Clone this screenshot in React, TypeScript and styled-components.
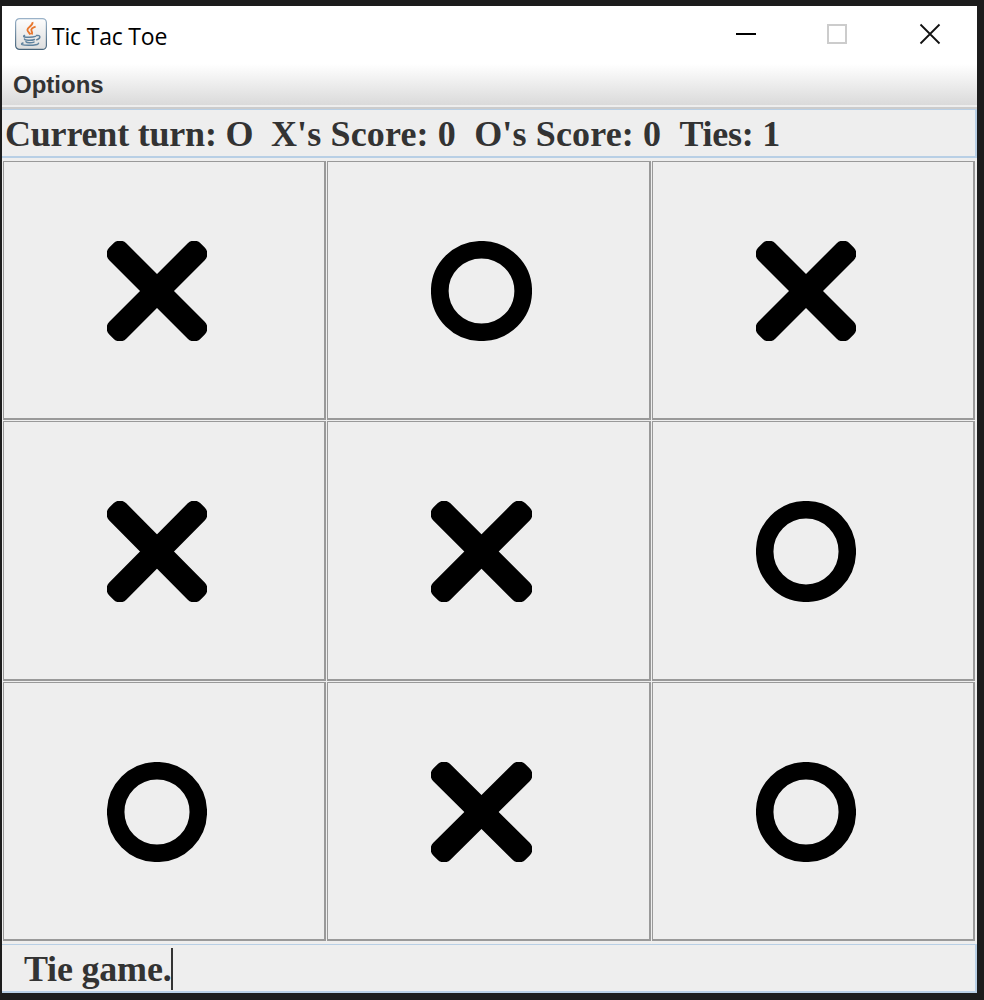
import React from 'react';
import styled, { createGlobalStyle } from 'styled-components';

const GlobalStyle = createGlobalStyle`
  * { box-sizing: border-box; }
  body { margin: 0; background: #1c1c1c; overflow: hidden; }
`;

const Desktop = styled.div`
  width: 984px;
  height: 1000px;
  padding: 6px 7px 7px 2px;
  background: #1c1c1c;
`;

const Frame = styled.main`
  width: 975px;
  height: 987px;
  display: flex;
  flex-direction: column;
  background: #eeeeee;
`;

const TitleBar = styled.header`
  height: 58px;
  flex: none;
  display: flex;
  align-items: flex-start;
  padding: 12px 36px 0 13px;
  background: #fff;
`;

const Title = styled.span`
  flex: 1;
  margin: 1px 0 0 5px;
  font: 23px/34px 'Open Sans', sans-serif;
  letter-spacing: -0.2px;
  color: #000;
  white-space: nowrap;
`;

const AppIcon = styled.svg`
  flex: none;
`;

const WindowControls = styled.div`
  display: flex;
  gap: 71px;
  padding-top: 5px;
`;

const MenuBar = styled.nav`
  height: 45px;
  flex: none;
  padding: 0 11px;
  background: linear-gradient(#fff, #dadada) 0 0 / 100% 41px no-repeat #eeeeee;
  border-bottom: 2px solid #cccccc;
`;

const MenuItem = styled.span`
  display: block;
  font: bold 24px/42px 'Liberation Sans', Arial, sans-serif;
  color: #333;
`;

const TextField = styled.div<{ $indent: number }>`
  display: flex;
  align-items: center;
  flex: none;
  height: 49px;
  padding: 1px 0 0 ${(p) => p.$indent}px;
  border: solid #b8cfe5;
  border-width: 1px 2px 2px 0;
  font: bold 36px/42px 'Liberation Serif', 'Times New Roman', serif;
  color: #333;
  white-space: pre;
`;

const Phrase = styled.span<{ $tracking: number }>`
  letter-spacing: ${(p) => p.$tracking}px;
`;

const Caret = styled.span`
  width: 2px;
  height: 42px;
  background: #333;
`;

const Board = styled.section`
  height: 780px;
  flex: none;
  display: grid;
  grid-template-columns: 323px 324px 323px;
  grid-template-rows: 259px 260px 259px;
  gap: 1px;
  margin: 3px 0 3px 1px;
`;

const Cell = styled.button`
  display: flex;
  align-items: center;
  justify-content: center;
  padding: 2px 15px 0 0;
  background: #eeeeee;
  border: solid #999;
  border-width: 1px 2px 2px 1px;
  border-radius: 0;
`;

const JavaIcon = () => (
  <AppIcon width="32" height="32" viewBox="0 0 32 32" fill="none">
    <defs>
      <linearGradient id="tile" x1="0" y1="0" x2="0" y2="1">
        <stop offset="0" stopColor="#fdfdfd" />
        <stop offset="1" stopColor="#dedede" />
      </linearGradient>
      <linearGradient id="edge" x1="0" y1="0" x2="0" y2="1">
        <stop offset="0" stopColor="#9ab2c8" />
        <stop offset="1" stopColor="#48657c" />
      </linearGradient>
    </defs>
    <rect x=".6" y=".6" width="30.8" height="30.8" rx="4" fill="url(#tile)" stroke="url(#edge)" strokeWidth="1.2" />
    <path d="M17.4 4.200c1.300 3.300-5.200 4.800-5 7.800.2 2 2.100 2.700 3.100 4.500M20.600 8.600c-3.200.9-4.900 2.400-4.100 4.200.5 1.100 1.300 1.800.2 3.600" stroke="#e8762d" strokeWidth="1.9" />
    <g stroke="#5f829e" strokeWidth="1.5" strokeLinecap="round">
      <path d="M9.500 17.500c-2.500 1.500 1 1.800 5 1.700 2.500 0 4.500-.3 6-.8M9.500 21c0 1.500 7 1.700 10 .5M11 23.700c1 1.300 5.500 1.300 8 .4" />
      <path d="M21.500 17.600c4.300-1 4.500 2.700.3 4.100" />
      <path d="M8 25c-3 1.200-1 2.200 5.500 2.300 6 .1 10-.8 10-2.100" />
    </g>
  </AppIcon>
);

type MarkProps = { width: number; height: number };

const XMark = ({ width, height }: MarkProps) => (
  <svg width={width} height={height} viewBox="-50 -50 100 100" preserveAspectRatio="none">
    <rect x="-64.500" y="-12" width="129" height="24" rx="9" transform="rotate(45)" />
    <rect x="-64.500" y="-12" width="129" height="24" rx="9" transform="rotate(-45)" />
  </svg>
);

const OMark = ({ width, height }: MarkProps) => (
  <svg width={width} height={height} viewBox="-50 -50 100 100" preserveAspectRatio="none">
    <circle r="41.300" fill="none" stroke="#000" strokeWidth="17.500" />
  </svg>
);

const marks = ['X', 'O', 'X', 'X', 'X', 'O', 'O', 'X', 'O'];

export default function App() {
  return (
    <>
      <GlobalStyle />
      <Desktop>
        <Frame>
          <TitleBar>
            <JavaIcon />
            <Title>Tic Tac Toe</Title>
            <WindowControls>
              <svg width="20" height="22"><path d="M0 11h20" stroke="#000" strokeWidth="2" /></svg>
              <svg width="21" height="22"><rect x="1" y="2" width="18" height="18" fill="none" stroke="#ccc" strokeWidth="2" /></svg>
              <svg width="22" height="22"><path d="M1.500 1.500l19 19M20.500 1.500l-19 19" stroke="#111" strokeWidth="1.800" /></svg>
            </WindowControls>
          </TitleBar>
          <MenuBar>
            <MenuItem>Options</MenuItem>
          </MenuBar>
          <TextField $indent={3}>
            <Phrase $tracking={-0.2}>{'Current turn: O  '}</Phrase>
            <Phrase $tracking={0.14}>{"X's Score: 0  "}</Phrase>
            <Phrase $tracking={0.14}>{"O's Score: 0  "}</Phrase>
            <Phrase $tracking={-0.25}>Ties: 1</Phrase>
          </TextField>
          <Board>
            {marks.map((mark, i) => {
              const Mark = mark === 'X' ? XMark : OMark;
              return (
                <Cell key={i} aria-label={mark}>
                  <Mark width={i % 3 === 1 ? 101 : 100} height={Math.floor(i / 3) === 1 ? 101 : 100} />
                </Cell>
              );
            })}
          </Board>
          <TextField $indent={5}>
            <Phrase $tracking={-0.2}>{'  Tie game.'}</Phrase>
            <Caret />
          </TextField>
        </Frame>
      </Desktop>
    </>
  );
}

▶ [SHORT TASK]: Set down the material exactly, every line of it, except for the pictures.

▶ [CORRECT RESPONSE]:
Clone this screenshot in React, TypeScript and styled-components.
import React from 'react';
import styled, { createGlobalStyle } from 'styled-components';

const GlobalStyle = createGlobalStyle`
  * { box-sizing: border-box; }
  body { margin: 0; background: #1c1c1c; overflow: hidden; }
`;

const Desktop = styled.div`
  width: 984px;
  height: 1000px;
  padding: 6px 7px 7px 2px;
  background: #1c1c1c;
`;

const Frame = styled.main`
  width: 975px;
  height: 987px;
  display: flex;
  flex-direction: column;
  background: #eeeeee;
`;

const TitleBar = styled.header`
  height: 58px;
  flex: none;
  display: flex;
  align-items: flex-start;
  padding: 12px 36px 0 13px;
  background: #fff;
`;

const Title = styled.span`
  flex: 1;
  margin: 1px 0 0 5px;
  font: 23px/34px 'Open Sans', sans-serif;
  letter-spacing: -0.2px;
  color: #000;
  white-space: nowrap;
`;

const AppIcon = styled.svg`
  flex: none;
`;

const WindowControls = styled.div`
  display: flex;
  gap: 71px;
  padding-top: 5px;
`;

const MenuBar = styled.nav`
  height: 45px;
  flex: none;
  padding: 0 11px;
  background: linear-gradient(#fff, #dadada) 0 0 / 100% 41px no-repeat #eeeeee;
  border-bottom: 2px solid #cccccc;
`;

const MenuItem = styled.span`
  display: block;
  font: bold 24px/42px 'Liberation Sans', Arial, sans-serif;
  color: #333;
`;

const TextField = styled.div<{ $indent: number }>`
  display: flex;
  align-items: center;
  flex: none;
  height: 49px;
  padding: 1px 0 0 ${(p) => p.$indent}px;
  border: solid #b8cfe5;
  border-width: 1px 2px 2px 0;
  font: bold 36px/42px 'Liberation Serif', 'Times New Roman', serif;
  color: #333;
  white-space: pre;
`;

const Phrase = styled.span<{ $tracking: number }>`
  letter-spacing: ${(p) => p.$tracking}px;
`;

const Caret = styled.span`
  width: 2px;
  height: 42px;
  background: #333;
`;

const Board = styled.section`
  height: 780px;
  flex: none;
  display: grid;
  grid-template-columns: 323px 324px 323px;
  grid-template-rows: 259px 260px 259px;
  gap: 1px;
  margin: 3px 0 3px 1px;
`;

const Cell = styled.button`
  display: flex;
  align-items: center;
  justify-content: center;
  padding: 2px 15px 0 0;
  background: #eeeeee;
  border: solid #999;
  border-width: 1px 2px 2px 1px;
  border-radius: 0;
`;

const JavaIcon = () => (
  <AppIcon width="32" height="32" viewBox="0 0 32 32" fill="none">
    <defs>
      <linearGradient id="tile" x1="0" y1="0" x2="0" y2="1">
        <stop offset="0" stopColor="#fdfdfd" />
        <stop offset="1" stopColor="#dedede" />
      </linearGradient>
      <linearGradient id="edge" x1="0" y1="0" x2="0" y2="1">
        <stop offset="0" stopColor="#9ab2c8" />
        <stop offset="1" stopColor="#48657c" />
      </linearGradient>
    </defs>
    <rect x=".6" y=".6" width="30.8" height="30.8" rx="4" fill="url(#tile)" stroke="url(#edge)" strokeWidth="1.2" />
    <path d="M17.4 4.200c1.300 3.300-5.200 4.800-5 7.800.2 2 2.100 2.700 3.100 4.500M20.600 8.600c-3.200.9-4.900 2.400-4.100 4.200.5 1.100 1.300 1.800.2 3.600" stroke="#e8762d" strokeWidth="1.9" />
    <g stroke="#5f829e" strokeWidth="1.5" strokeLinecap="round">
      <path d="M9.500 17.500c-2.500 1.500 1 1.800 5 1.700 2.500 0 4.500-.3 6-.8M9.500 21c0 1.500 7 1.700 10 .5M11 23.700c1 1.300 5.500 1.300 8 .4" />
      <path d="M21.500 17.600c4.300-1 4.500 2.700.3 4.100" />
      <path d="M8 25c-3 1.200-1 2.200 5.500 2.300 6 .1 10-.8 10-2.100" />
    </g>
  </AppIcon>
);

type MarkProps = { width: number; height: number };

const XMark = ({ width, height }: MarkProps) => (
  <svg width={width} height={height} viewBox="-50 -50 100 100" preserveAspectRatio="none">
    <rect x="-64.500" y="-12" width="129" height="24" rx="9" transform="rotate(45)" />
    <rect x="-64.500" y="-12" width="129" height="24" rx="9" transform="rotate(-45)" />
  </svg>
);

const OMark = ({ width, height }: MarkProps) => (
  <svg width={width} height={height} viewBox="-50 -50 100 100" preserveAspectRatio="none">
    <circle r="41.300" fill="none" stroke="#000" strokeWidth="17.500" />
  </svg>
);

const marks = ['X', 'O', 'X', 'X', 'X', 'O', 'O', 'X', 'O'];

export default function App() {
  return (
    <>
      <GlobalStyle />
      <Desktop>
        <Frame>
          <TitleBar>
            <JavaIcon />
            <Title>Tic Tac Toe</Title>
            <WindowControls>
              <svg width="20" height="22"><path d="M0 11h20" stroke="#000" strokeWidth="2" /></svg>
              <svg width="21" height="22"><rect x="1" y="2" width="18" height="18" fill="none" stroke="#ccc" strokeWidth="2" /></svg>
              <svg width="22" height="22"><path d="M1.500 1.500l19 19M20.500 1.500l-19 19" stroke="#111" strokeWidth="1.800" /></svg>
            </WindowControls>
          </TitleBar>
          <MenuBar>
            <MenuItem>Options</MenuItem>
          </MenuBar>
          <TextField $indent={3}>
            <Phrase $tracking={-0.2}>{'Current turn: O  '}</Phrase>
            <Phrase $tracking={0.14}>{"X's Score: 0  "}</Phrase>
            <Phrase $tracking={0.14}>{"O's Score: 0  "}</Phrase>
            <Phrase $tracking={-0.25}>Ties: 1</Phrase>
          </TextField>
          <Board>
            {marks.map((mark, i) => {
              const Mark = mark === 'X' ? XMark : OMark;
              return (
                <Cell key={i} aria-label={mark}>
                  <Mark width={i % 3 === 1 ? 101 : 100} height={Math.floor(i / 3) === 1 ? 101 : 100} />
                </Cell>
              );
            })}
          </Board>
          <TextField $indent={5}>
            <Phrase $tracking={-0.2}>{'  Tie game.'}</Phrase>
            <Caret />
          </TextField>
        </Frame>
      </Desktop>
    </>
  );
}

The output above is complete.